For a model with $n$ components, the saturation magnetizations can be determined by ensuring that the fitted curve passes through the tip of the data curve and through $n - 1$ other points, which can be either optimized or fixed. The corresponding applied fields are denoted as $H_{TIP}$ and $H_{X_{i - 1}}$, respectively. Typically, $H_{X_{i - 1}}$ is between $H_{cr\ i}$ and $H_{cr\ i - 1}$ [1]. These constraints result in a system of $n$ equations and $n$ unknowns

$$\begin{align} M_{TIP} &= M_{S1}m_{1}\left( H_{TIP} \right) + \ldots + M_{Sn}m_{n}\left( H_{TIP} \right), \\ M_{X_{1}} &= M_{S1}m_{1}\left( H_{X_{1}} \right) + \ldots + M_{Sn}m_{n}\left( H_{X_{1}} \right), \\ &\ldots \\ M_{X_{n - 1}} &= M_{S1}m_{1}\left( H_{X_{n - 1}} \right) + \ldots + M_{Sn}m_{n}\left( H_{X_{n - 1}} \right), \end{align}$$

which MagAnalyst solves for $M_{Si}$ using the Matlab built-in linsolve function. The algorithm employs LU factorization with partial pivoting to solve the linear system [8]. In the case of $n$ equal components (i.e., with equal both $H_{cr\ i}$ and $m_{i}(H_{cr\ i})$, the saturation magnetization (which is equal for all $n$ components) is given by

$$\begin{align} M_{Si} = \frac{M_{TIP}}{n m_{i}\left( H_{TIP} \right)}. \end{align}$$

The reduced magnetizations $m_{1}\left( H_{TIP} \right)$, ..., $m_{n}\left( H_{X_{n - 1}} \right)$ are obtained by solving

$$\begin{align} \mathcal{L}\left( \frac{H + \alpha_{i}M_{Si}m_{i}(H)}{a_{i}} \right) - m_{i}(H) = 0, \end{align}$$

for $m_{i}$ at the respective applied fields. The $a_{i}$ parameters required in the above equation are calculated by using their dependence on $H_{cr\ i}$ and $m_{i}(H_{cr\ i})$, and the products $\alpha_{i}M_{Si}$ are given by

$$\begin{align} \alpha_{i}M_{Si} = \frac{\mathcal{L}^{- 1}\left( m_{i}\left( H_{cr\ i} \right) \right)a_{i} - H_{cr\ i}}{m_{i}\left( H_{cr\ i} \right)}. \end{align}$$

The solution to obtain the reduced magnetization is determined by finding the point where $\mathcal{L}\left( \frac{H + \alpha_{i}M_{Si}m_{i}(H)}{a_{i}} \right) - m_{i}(H)$ changes sign and falls within the range $0 < m_{i}(H) < 1$. MagAnalyst employs the Matlab built-in fzero function to find this solution. The algorithm, developed by Dekker, implements a combination of bisection, secant, and inverse quadratic interpolation methods [9]. Similar to the derivatives of the Langevin function, when dealing with the Langevin function and $|h| \leq 0.001$, MagAnalyst computes the Taylor expansion about the origin

$$\begin{align} \mathcal{L}(h) \cong \frac{h}{3} - \frac{1}{45}h^{3} + \frac{2}{945}h^{5}. \end{align}$$

Finally, the molecular field constant is given by

$$\begin{align} \alpha_{i} = \alpha_{i}M_{Si}/M_{Si}. \end{align}$$

Calculation of other physical quantities

After retrieving the model parameters, $M_{Si}$, $\alpha_{i}$, and $a_{i}$, MagAnalyst calculates several quantities with significant physical implications.
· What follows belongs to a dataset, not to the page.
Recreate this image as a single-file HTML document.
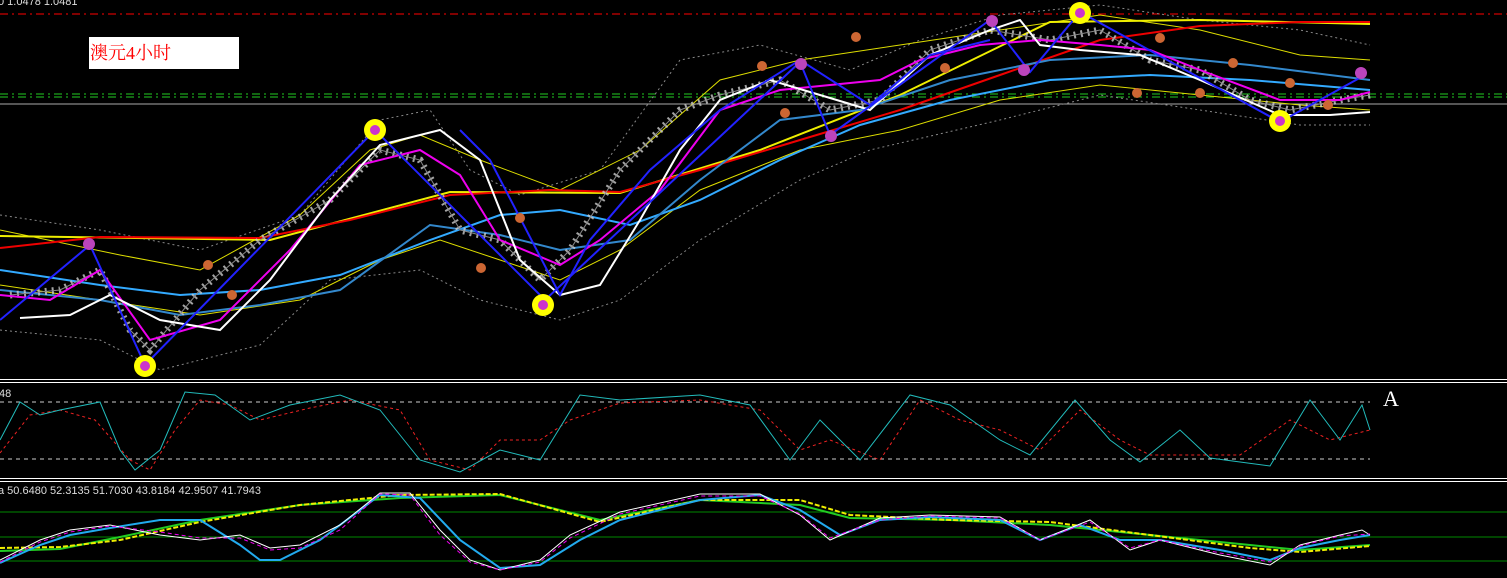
<!DOCTYPE html>
<html><head><meta charset="utf-8"><style>
html,body{margin:0;padding:0;background:#000;width:1507px;height:578px;overflow:hidden}
svg{display:block}
</style></head><body>
<svg width="1507" height="578" viewBox="0 0 1507 578" xmlns="http://www.w3.org/2000/svg" style="font-family:'Liberation Sans',sans-serif">
<rect width="1507" height="578" fill="#000"/>
<text x="-2" y="5" fill="#ddd" font-size="11">0 1.0478 1.0481</text>
<line x1="0" y1="14" x2="1507" y2="14" stroke="#f00" stroke-dasharray="8,4,2,4"/>
<line x1="0" y1="94" x2="1507" y2="94" stroke="#2c2" stroke-dasharray="8,4,2,4"/>
<line x1="0" y1="97" x2="1507" y2="97" stroke="#2c2" stroke-dasharray="8,4,2,4"/>
<line x1="0" y1="104" x2="1507" y2="104" stroke="#aaa"/>
<rect x="89" y="37" width="150" height="32" fill="#fff"/>
<text x="90" y="59" fill="#f00" style="font-size:18px;font-family:'Liberation Serif','Noto Serif CJK SC',serif">澳元4小时</text>
<!-- bands -->
<polyline fill="none" stroke="#888" stroke-dasharray="2,3" points="0,215 100,230 200,250 300,215 380,120 430,110 470,170 520,195 600,170 680,60 760,45 850,70 920,40 1000,15 1100,5 1200,20 1300,30 1370,45"/>
<polyline fill="none" stroke="#888" stroke-dasharray="2,3" points="0,330 100,340 160,370 260,345 330,280 420,270 480,300 560,320 620,300 700,240 800,180 870,150 1000,120 1100,95 1200,110 1300,125 1370,125"/>
<polyline fill="none" stroke="#dd0" points="0,285 100,300 200,315 300,300 380,260 440,240 500,260 560,280 620,250 700,190 800,150 900,130 1000,100 1100,85 1200,95 1300,105 1370,110"/>
<polyline fill="none" stroke="#dd0" points="0,230 120,255 200,270 300,215 370,150 420,135 480,160 560,190 640,150 720,80 800,60 900,45 1000,30 1100,15 1200,30 1300,55 1370,60"/>
<polyline fill="none" stroke="#ee0" stroke-width="2" points="0,236 270,240 450,192 620,193 760,150 900,95 1050,22 1200,20 1370,24"/>
<polyline fill="none" stroke="#e00" stroke-width="2" points="0,248 100,237 260,238 350,220 450,195 550,190 620,192 700,170 800,140 900,110 1000,75 1100,40 1200,26 1300,22 1370,22"/>
<polyline fill="none" stroke="#3af" stroke-width="2" points="0,270 100,285 180,295 260,290 340,275 430,240 500,215 560,210 630,225 700,200 780,160 860,125 950,100 1050,80 1150,75 1250,80 1370,90"/>
<polyline fill="none" stroke="#38c" stroke-width="2" points="0,290 100,300 180,315 260,305 340,290 430,225 500,235 560,250 630,240 700,180 780,120 860,110 950,80 1050,60 1150,55 1250,65 1370,80"/>
<!-- candles texture -->
<polyline fill="none" stroke="#ccc" stroke-width="7" stroke-dasharray="2,5" opacity="0.8" points="10,295 60,290 100,270 130,330 150,350 200,290 260,240 330,200 380,150 420,160 460,230 500,240 540,280 570,250 620,170 680,110 720,95 780,80 830,110 880,100 930,50 990,30 1050,40 1100,30 1150,60 1200,70 1250,100 1290,110 1340,100 1370,95"/>
<polyline fill="none" stroke="#888" points="10,295 60,290 100,270 130,330 150,350 200,290 260,240 330,200 380,150 420,160 460,230 500,240 540,280 570,250 620,170 680,110 720,95 780,80 830,110 880,100 930,50 990,30 1050,40 1100,30 1150,60 1200,70 1250,100 1290,110 1340,100 1370,95"/>
<polyline fill="none" stroke="#e0e" stroke-width="2" points="0,295 50,300 100,270 150,340 220,320 290,250 360,165 420,150 460,175 500,240 560,265 600,240 660,190 720,110 780,90 830,85 880,80 920,60 980,45 1040,40 1100,45 1150,50 1200,70 1280,100 1340,100 1370,92"/>
<polyline fill="none" stroke="#fff" stroke-width="2" points="20,318 70,315 110,295 160,320 220,330 270,280 330,200 380,145 440,130 480,160 520,260 560,295 600,285 640,220 680,150 720,100 770,80 820,95 870,110 930,55 990,30 1020,20 1040,45 1080,50 1140,55 1200,80 1280,115 1330,115 1370,112"/>
<polyline fill="none" stroke="#22f" stroke-width="2" points="0,320 90,245 145,365 375,130 545,300 800,62 830,135 990,20 1030,72 1080,12 1280,122 1365,75"/>
<polyline fill="none" stroke="#22f" stroke-width="2" points="460,130 490,160 560,295 590,240 650,170 720,110 800,60 870,105 930,55 990,40"/>
<g fill="#ff0"><circle cx="145" cy="366" r="11"/><circle cx="375" cy="130" r="11"/><circle cx="543" cy="305" r="11"/><circle cx="1080" cy="13" r="11"/><circle cx="1280" cy="121" r="11"/></g>
<g fill="#c3c"><circle cx="145" cy="366" r="5"/><circle cx="375" cy="130" r="5"/><circle cx="543" cy="305" r="5"/><circle cx="1080" cy="13" r="5"/><circle cx="1280" cy="121" r="5"/></g>
<g fill="#b4b"><circle cx="89" cy="244" r="6"/><circle cx="801" cy="64" r="6"/><circle cx="992" cy="21" r="6"/><circle cx="1361" cy="73" r="6"/><circle cx="1024" cy="70" r="6"/><circle cx="831" cy="136" r="6"/></g>
<g fill="#c63"><circle cx="208" cy="265" r="5"/><circle cx="232" cy="295" r="5"/><circle cx="520" cy="218" r="5"/><circle cx="481" cy="268" r="5"/><circle cx="856" cy="37" r="5"/><circle cx="762" cy="66" r="5"/><circle cx="945" cy="68" r="5"/><circle cx="1160" cy="38" r="5"/><circle cx="1137" cy="93" r="5"/><circle cx="1200" cy="93" r="5"/><circle cx="1233" cy="63" r="5"/><circle cx="1290" cy="83" r="5"/><circle cx="1328" cy="105" r="5"/><circle cx="785" cy="113" r="5"/></g>
<!-- separators -->
<line x1="0" y1="379.5" x2="1507" y2="379.5" stroke="#fff"/><line x1="0" y1="382.5" x2="1507" y2="382.5" stroke="#fff"/>
<line x1="0" y1="478.5" x2="1507" y2="478.5" stroke="#fff"/><line x1="0" y1="481.5" x2="1507" y2="481.5" stroke="#fff"/>
<text x="-1" y="397" fill="#ddd" font-size="11">48</text>
<text x="1383" y="406" fill="#fff" style="font-size:22px;font-family:'Liberation Serif',serif">A</text>
<line x1="0" y1="402" x2="1370" y2="402" stroke="#ccc" stroke-dasharray="4,4"/>
<line x1="0" y1="459" x2="1370" y2="459" stroke="#ccc" stroke-dasharray="4,4"/>
<polyline fill="none" stroke="#e22" stroke-dasharray="3,3" points="0,453 30,415 60,410 95,420 130,460 150,470 175,430 200,400 230,405 260,420 310,408 350,400 400,410 430,460 470,470 500,440 540,440 570,420 620,403 700,400 760,410 800,450 830,440 880,460 920,400 960,420 1000,430 1040,450 1080,410 1120,440 1150,455 1200,455 1240,455 1290,420 1330,440 1370,430"/>
<polyline fill="none" stroke="#2bb" points="0,440 20,402 40,415 60,410 100,402 120,450 135,470 160,450 185,392 215,395 250,420 290,405 340,395 380,410 420,460 460,472 500,450 540,460 580,395 620,400 700,395 750,405 790,460 820,420 860,460 910,395 950,405 1000,440 1030,455 1075,400 1110,440 1140,462 1180,430 1210,458 1270,466 1310,400 1340,440 1362,405 1370,430"/>
<text x="-2" y="494" fill="#ddd" font-size="11">a 50.6480 52.3135 51.7030 43.8184 42.9507 41.7943</text>
<line x1="0" y1="512" x2="1507" y2="512" stroke="#080"/>
<line x1="0" y1="537" x2="1507" y2="537" stroke="#080"/>
<line x1="0" y1="561" x2="1507" y2="561" stroke="#080"/>
<polyline fill="none" stroke="#2c2" stroke-width="2" points="0,551 60,549 120,537 200,520 300,505 400,498 500,495 600,520 700,500 800,505 850,518 950,520 1050,525 1150,535 1250,545 1300,550 1370,545"/>
<polyline fill="none" stroke="#ee0" stroke-dasharray="5,2" stroke-width="2" points="0,548 60,547 120,540 200,522 300,505 400,495 500,494 600,522 700,500 800,500 850,515 950,520 1050,522 1150,535 1250,548 1300,552 1370,546"/>
<polyline fill="none" stroke="#2ae" stroke-width="2" points="0,563 40,545 70,535 110,528 160,520 200,520 240,545 260,560 280,560 320,540 380,495 420,498 460,540 500,568 540,565 580,540 620,520 700,500 760,495 800,510 840,535 880,520 930,517 1000,520 1040,540 1080,525 1120,540 1160,540 1220,550 1270,560 1300,548 1340,540 1370,535"/>
<polyline fill="none" stroke="#fff" points="0,560 40,540 70,530 110,525 160,535 200,540 240,535 270,548 300,545 340,525 380,493 410,493 440,530 470,560 500,570 540,560 570,535 620,512 700,494 760,494 800,515 830,540 880,518 930,515 1000,517 1040,540 1090,520 1130,550 1160,540 1220,555 1270,565 1300,545 1340,535 1362,530 1370,535"/>
<polyline fill="none" stroke="#e0e" stroke-dasharray="4,3" points="0,562 40,542 70,532 110,526 160,532 200,538 240,538 270,550 300,548 340,530 380,494 410,495 440,535 470,562 500,570 540,562 570,538 620,514 700,496 760,496 800,514 830,538 880,520 930,516 1000,518 1040,540 1090,522 1130,548 1160,540 1220,553 1270,562 1300,546 1340,536 1370,534"/>
</svg>
</body></html>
Firstly, it determines the material's saturation polarization, which is crucial for technological applications. This is calculated as

$$\begin{align} J_{S} = \mu_{0}\sum_{i = 1}^{n}M_{Si}, \end{align}$$

where $\mu_{0}$ is the vacuum magnetic permeability.

Secondly, MagAnalyst computes the dimensionless product $\alpha_{i}\left| M_{Si} \right|/(3a_{i})$, which is utilized in the dimensionless plot of the Langevin-Weiss function (see Fig. 1 in [4]).

Thirdly, MagAnalyst calculates the energy density

$$\begin{align} N_{i}k_{B}T = \mu_{0}\left| M_{Si} \right|a_{i}, \end{align}$$

where $N_{i}$ represents the number of magnetic entities (pseudodomains) of the $i$-component per unit volume, and $k_{B}$ denotes the Boltzmann constant [4] (this equation arises from the definition $a_{i} = \frac{k_{B}T}{\mu_{0}\left| m_{d\ i} \right|}$, where $\left| m_{d\ i} \right| = \left| M_{Si} \right|/N_{i}$ is the effective magnetic moment of each magnetic entity).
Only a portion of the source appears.